Yes in my opinion the benefit of smart home stuff is not controlling things from my phone or tablet or some touchscreen on the wall. But instead having the same physical switches and controls as one normally would, with the ability to automate things in the background.

Smart home setups where a failure stops you from turning on a light or opening the garage is the worst possible combination.

The trend of smart devices that require internet access to function even when on the same local network as my phone or smart home system are a good example of very poorly designed products.

This is the way.

Everything must fail back to "dumb", not "unavailable". Smart Switches are a huge QoL improvement IMHO and if Home Assistant goes down, you can still use everything like normal. Fans/lights should be voice/app controllable but also have wall/remote controls. Any guest in the house should be able to navigate it without knowing anything about the smart features. Progressive enhancement, if you will.

I never want my house to fall apart because HA is down.

Also, having the garage open/door unlock as you pull up feels like magic, and I never get tired of it. Especially paired with door sensors to auto-lock/close the door. I can pull up, have everything unlock, walk in, close the door, and have it lock behind me.

I also like motion lights, dimming late at night instead of full brightness, etc but those all "fail" back to just normal dimmable lights that I have to manually switch in the "worst case".

"Also, having the garage open/door unlock as you pull up feels like magic, and I never get tired of it."

I pull into my driveway, press a button on a $15 remote, and the garage door is opened by a thing that is worth about $200. Nothing "smart" about it, and hard to see how being "smart" would improve it.

I get that some people seem to like the idea, but I have just never really understood the appeal of "smart home" stuff. I mean, "for the low, low price of several thousand dollars, we can make it so you don't have to flip light switches anymore!" is just really not an appealing offer. Flipping light switches is not a problem.

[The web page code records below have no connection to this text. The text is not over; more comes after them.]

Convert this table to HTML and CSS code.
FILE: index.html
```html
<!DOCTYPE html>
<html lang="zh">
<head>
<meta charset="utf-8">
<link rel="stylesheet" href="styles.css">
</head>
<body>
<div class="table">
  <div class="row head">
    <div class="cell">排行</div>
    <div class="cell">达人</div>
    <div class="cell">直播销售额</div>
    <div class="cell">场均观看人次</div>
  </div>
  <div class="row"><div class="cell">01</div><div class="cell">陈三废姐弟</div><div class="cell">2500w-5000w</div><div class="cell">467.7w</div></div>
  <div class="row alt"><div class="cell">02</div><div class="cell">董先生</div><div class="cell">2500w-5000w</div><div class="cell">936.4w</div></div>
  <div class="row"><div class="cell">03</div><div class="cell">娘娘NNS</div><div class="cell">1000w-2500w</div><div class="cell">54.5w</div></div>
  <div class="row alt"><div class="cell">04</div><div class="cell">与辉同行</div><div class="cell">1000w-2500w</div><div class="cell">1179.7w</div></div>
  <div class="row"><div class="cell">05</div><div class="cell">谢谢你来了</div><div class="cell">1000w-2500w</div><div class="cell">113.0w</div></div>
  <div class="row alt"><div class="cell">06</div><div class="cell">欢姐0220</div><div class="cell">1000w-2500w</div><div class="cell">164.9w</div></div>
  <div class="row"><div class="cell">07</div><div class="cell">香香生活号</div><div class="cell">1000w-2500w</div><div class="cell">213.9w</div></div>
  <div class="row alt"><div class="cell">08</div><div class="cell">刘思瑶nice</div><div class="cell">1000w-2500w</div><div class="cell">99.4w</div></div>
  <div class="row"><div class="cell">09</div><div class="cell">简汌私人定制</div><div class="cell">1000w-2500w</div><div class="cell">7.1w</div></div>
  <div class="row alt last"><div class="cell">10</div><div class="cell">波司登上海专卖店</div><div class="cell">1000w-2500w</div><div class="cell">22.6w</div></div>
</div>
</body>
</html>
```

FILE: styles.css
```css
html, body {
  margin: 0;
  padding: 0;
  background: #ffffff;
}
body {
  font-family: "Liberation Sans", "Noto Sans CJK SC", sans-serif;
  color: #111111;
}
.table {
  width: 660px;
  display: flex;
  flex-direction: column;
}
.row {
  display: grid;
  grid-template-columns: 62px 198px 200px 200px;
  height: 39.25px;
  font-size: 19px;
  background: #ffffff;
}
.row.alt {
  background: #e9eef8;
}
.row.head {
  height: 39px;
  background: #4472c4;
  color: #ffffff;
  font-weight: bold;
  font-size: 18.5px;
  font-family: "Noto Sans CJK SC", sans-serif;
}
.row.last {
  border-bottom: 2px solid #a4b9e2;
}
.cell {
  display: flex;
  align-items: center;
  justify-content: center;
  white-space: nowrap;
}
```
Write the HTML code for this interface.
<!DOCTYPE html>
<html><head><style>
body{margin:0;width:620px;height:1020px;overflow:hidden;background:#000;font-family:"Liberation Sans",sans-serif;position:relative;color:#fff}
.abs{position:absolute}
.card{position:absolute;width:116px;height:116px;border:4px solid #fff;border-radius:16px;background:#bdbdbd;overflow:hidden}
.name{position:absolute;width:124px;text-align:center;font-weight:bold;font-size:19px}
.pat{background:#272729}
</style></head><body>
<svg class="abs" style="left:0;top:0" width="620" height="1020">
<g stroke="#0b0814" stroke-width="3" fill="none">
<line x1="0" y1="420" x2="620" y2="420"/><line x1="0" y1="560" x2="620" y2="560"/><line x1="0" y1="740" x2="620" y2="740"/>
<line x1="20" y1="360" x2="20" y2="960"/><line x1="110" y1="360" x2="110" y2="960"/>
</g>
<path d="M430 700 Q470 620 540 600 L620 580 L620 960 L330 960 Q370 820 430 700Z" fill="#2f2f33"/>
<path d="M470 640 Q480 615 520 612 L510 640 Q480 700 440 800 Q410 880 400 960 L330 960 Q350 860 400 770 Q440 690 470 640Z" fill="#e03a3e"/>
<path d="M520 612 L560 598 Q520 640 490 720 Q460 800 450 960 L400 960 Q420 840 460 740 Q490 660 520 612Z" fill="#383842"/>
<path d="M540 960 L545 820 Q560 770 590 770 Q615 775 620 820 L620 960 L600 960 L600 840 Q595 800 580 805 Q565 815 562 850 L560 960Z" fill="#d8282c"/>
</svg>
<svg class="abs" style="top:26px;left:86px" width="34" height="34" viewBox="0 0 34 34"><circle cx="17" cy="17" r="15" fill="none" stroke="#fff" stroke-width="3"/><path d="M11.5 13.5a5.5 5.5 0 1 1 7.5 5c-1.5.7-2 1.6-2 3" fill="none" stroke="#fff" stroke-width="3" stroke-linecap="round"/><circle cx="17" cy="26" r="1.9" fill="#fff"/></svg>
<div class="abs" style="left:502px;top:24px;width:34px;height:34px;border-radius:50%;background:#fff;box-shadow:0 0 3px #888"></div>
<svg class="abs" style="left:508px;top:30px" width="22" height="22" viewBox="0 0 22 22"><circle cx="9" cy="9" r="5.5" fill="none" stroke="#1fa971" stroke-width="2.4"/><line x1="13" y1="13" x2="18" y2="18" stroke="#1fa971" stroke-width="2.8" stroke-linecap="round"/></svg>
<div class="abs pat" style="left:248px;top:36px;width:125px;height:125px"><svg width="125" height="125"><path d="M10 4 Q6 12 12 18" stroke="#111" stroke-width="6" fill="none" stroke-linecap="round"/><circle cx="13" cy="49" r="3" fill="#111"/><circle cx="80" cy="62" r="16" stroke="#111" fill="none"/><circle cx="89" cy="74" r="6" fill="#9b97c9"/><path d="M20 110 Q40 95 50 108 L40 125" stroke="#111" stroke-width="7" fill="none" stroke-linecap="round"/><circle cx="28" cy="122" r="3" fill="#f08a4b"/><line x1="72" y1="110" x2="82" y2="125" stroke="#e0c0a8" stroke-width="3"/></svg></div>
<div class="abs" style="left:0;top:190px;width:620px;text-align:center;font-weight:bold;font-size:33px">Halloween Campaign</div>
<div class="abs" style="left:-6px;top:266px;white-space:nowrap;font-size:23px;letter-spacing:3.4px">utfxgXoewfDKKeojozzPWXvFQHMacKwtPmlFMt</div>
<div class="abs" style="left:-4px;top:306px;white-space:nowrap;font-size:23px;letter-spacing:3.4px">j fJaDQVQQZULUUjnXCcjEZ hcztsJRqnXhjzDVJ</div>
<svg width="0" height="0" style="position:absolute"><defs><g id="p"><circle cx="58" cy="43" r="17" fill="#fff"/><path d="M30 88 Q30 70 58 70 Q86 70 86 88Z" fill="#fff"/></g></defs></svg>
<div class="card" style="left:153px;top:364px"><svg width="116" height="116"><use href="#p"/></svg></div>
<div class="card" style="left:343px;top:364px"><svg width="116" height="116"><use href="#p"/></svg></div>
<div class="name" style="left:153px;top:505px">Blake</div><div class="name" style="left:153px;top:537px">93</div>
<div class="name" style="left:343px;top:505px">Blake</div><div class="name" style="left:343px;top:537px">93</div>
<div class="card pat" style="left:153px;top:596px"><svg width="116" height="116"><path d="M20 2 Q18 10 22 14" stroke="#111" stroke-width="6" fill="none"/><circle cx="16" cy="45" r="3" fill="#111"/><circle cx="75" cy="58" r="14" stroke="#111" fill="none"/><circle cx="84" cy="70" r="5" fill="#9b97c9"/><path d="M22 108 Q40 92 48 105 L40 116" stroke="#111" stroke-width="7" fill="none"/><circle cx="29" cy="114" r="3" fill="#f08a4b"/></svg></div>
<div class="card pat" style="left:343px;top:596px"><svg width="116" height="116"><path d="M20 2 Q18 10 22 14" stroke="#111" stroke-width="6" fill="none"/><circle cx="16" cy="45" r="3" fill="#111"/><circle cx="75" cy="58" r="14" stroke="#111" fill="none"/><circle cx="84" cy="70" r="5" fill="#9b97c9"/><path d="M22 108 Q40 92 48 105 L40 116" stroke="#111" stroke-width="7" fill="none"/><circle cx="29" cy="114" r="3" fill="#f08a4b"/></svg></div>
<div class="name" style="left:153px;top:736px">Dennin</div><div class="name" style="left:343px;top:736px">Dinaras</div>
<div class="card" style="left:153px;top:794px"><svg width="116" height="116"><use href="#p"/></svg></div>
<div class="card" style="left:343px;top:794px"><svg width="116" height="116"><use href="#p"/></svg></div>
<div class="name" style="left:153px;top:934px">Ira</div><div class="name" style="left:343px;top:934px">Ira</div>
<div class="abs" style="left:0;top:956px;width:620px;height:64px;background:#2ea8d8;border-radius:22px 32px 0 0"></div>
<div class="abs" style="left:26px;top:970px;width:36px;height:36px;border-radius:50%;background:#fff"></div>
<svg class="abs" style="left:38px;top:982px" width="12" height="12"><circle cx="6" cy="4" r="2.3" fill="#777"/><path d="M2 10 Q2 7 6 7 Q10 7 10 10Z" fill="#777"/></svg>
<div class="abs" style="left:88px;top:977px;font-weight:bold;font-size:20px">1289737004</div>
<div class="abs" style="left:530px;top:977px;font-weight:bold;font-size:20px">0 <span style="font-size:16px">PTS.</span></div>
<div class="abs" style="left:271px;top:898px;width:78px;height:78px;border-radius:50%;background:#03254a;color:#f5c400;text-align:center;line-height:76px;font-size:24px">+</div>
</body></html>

A friend of mine's place is fully automated via HA. It's like living in a haunted house. Everything switches itself on and off or locks and unlocks or starts and stops via a bunch of magic triggers and timers and Node Red scripts that he's spent about a year fiddling with and still keeps finding edge cases where things go wrong. Each time it happens it's hours of debugging trying to figure out why the EV isn't charging or all the stuff in the house that's been automatically turned on is drawing 120% of its power budget or the garage isn't locking itself despite his wife having done the right silly-walk three or four times over. And even when it's working it's a madhouse, because everything is automated you're never certain whether something has been reliably activated or not, and every time I'm there it's "X hasn't happened, honey are you sure you did Y?".

The worst thing about it is that it removes the sense of agency (if you're not familiar with that, and I hate giving Wikipedia as a reference for anything but most of the writing on it otherwise is academic papers, see https://en.wikipedia.org/wiki/Sense_of_agency). That's the very reason why we have placebo buttons in elevators and street crossings and progress bars that indicate nothing, it's to provide the sense of agency that we require.

It's just 1 more thing I don't think about. Like walking up to my car and it auto-unlocking when I put my hand on the handle. As I pull up to my house, the garage is opening and I pull right in. Same with auto-locking the door, I just close it and it will lock behind me. I like little bits of "magic" sprinkled into my day.